The environment in which you drive can affect the longevity of your fluids. For instance, if you frequently drive in dusty conditions, your engine oil might require more frequent changes. If you are in a large city and frequently experience traffic jams or stop and go traffic, your transmission fluid might degrade faster due to constant stopping and starting.

The intricate dance of a car’s mechanical parts is made possible by the fluids that facilitate their motion. By ensuring all of your car’s fluids are clean, at the right level, and of good quality, you not only guarantee the optimal functioning of your vehicle but also extend its life, save on potentially expensive repairs, and secure your safety on the road. So, the next time you walk past your car, remember: it’s not just about gas and go. Dive deeper and ensure your vehicle’s fluids are in prime condition. Safe driving!


Various Car Filters - Filters might be small components, but they shoulder a hefty responsibility in maintaining your car’s health

Car Filter Maintenance Guide: Boost Performance and Prolong Vehicle Life

It is easy to overlook the filters during auto repair, given their relatively diminutive size and inconspicuous location. However, these tiny barriers play a massive role in ensuring the longevity and efficiency of your vehicle. If you have ever wondered about the function of different filters and when to replace them, you are in the right place. 

Let’s go on a journey into the world of car filters!

What are Car Filters?

At the most basic level, filters are barriers that prevent impurities from passing through. In vehicles, they serve as gatekeepers, ensuring that only clean air or fluid reaches vital parts of your car. The contaminants, which range from dirt and debris to microscopic particles, can cause damage and wear if allowed to circulate freely throughout the various parts of your vehicle.

The Air Filter: Your Engine’s First Line of Defense

The engine air filter ensures that the air entering the combustion chamber is free from particulates and pollutants such as dust, dirt, sand and environmental contaminants. A clean air supply is crucial for the efficiency of the engine’s combustion process.

Why is it important?

  • Performance: A clogged air filter reduces airflow to the engine, compromising its performance. Your car might feel less responsive and even sluggish, you could also experience a decline in overall fuel efficiency.
  • Protection: Dust and debris entering the engine can cause damage leading to premature wear and a reduction in the engine’s lifespan.

When to Replace?

Typically, an air filter should be replaced every 18,000 to 22,000 kilometers. However, if you frequently drive in dusty or polluted environments, consider replacing your air filter more frequently to ensure it is protecting your engine at an optimal level.

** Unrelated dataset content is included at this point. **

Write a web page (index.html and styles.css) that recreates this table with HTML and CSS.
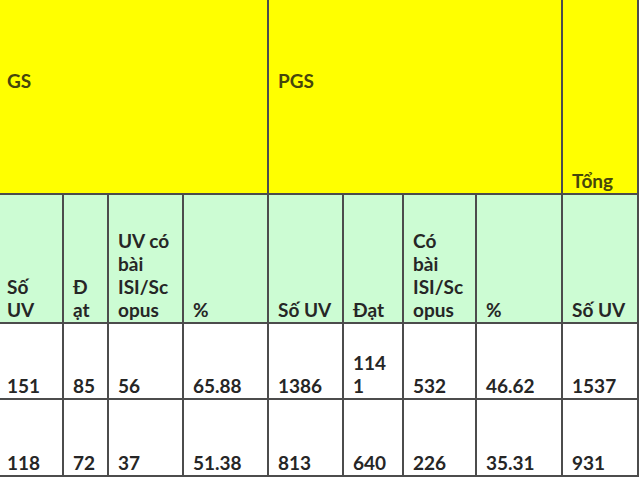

Cabin Air Filter: Ensuring Fresh Air Inside

As its name implies, the cabin air filter ensures that the air inside your car’s cabin remains clean and breathable. It filters out dust, pollen, and other pollutants, ensuring a healthier environment for you and your passengers.

Why is it important?

  • Health: A functional cabin filter is vital, especially for allergy sufferers. It helps reduce sneezing, watery eyes, and other allergic reactions while driving as it removes contaminates that cause these reactions from the air that enters your vehicle.
  • Comfort: A clogged cabin filter can produce a musty odor. Additionally, it can affect the efficiency of the car’s heating, ventilation, and air conditioning (HVAC) system.

When to Replace?

Like the engine air filter, the cabin air filter should be changed every 18,000 to 22,000 kilometers. If you often drive in heavy traffic areas where exhaust pollutants are high, or during pollen season, more frequent changes might be needed to keep the air circulating in your vehicle clean and fresh.

Fuel Filter: Keeping the Engine’s Lifeblood Clean

The fuel filter ensures that the gasoline or diesel entering the engine is free of impurities. It is crucial because even small contaminants in the fuel can cause damage to your engine and premature problems.

Why is it important?

  • Engine Health: Dirty fuel can lead to clogs in the fuel injector or carburetor, causing misfires, reduced power, and poor fuel economy.
  • Lifespan: Consistently clean fuel ensures the engine runs smoothly, prolonging its life.

When to Replace?

The fuel filter should be replaced every 35,000 to 65,000 kilometers. However, always consult your vehicle’s owner manual for specific recommendations.

Filters and Environmental Responsibility

It is also worth noting the positive environmental role filters can play. By ensuring only clean air enters the engine, air filters indirectly reduce harmful emissions. Clean fuel from a well-maintained fuel filter also ensures complete combustion, reducing the car’s carbon footprint.

Filters might be small components, but they shoulder a hefty responsibility in maintaining your car’s health. They keep impurities at bay, ensuring every part of your vehicle runs as smoothly and efficiently as possible. Regularly checking and replacing these filters not only ensures peak performance but also prolongs the life of your vehicle, offering a smoother drive and peace of mind. Safe and clean travels to you!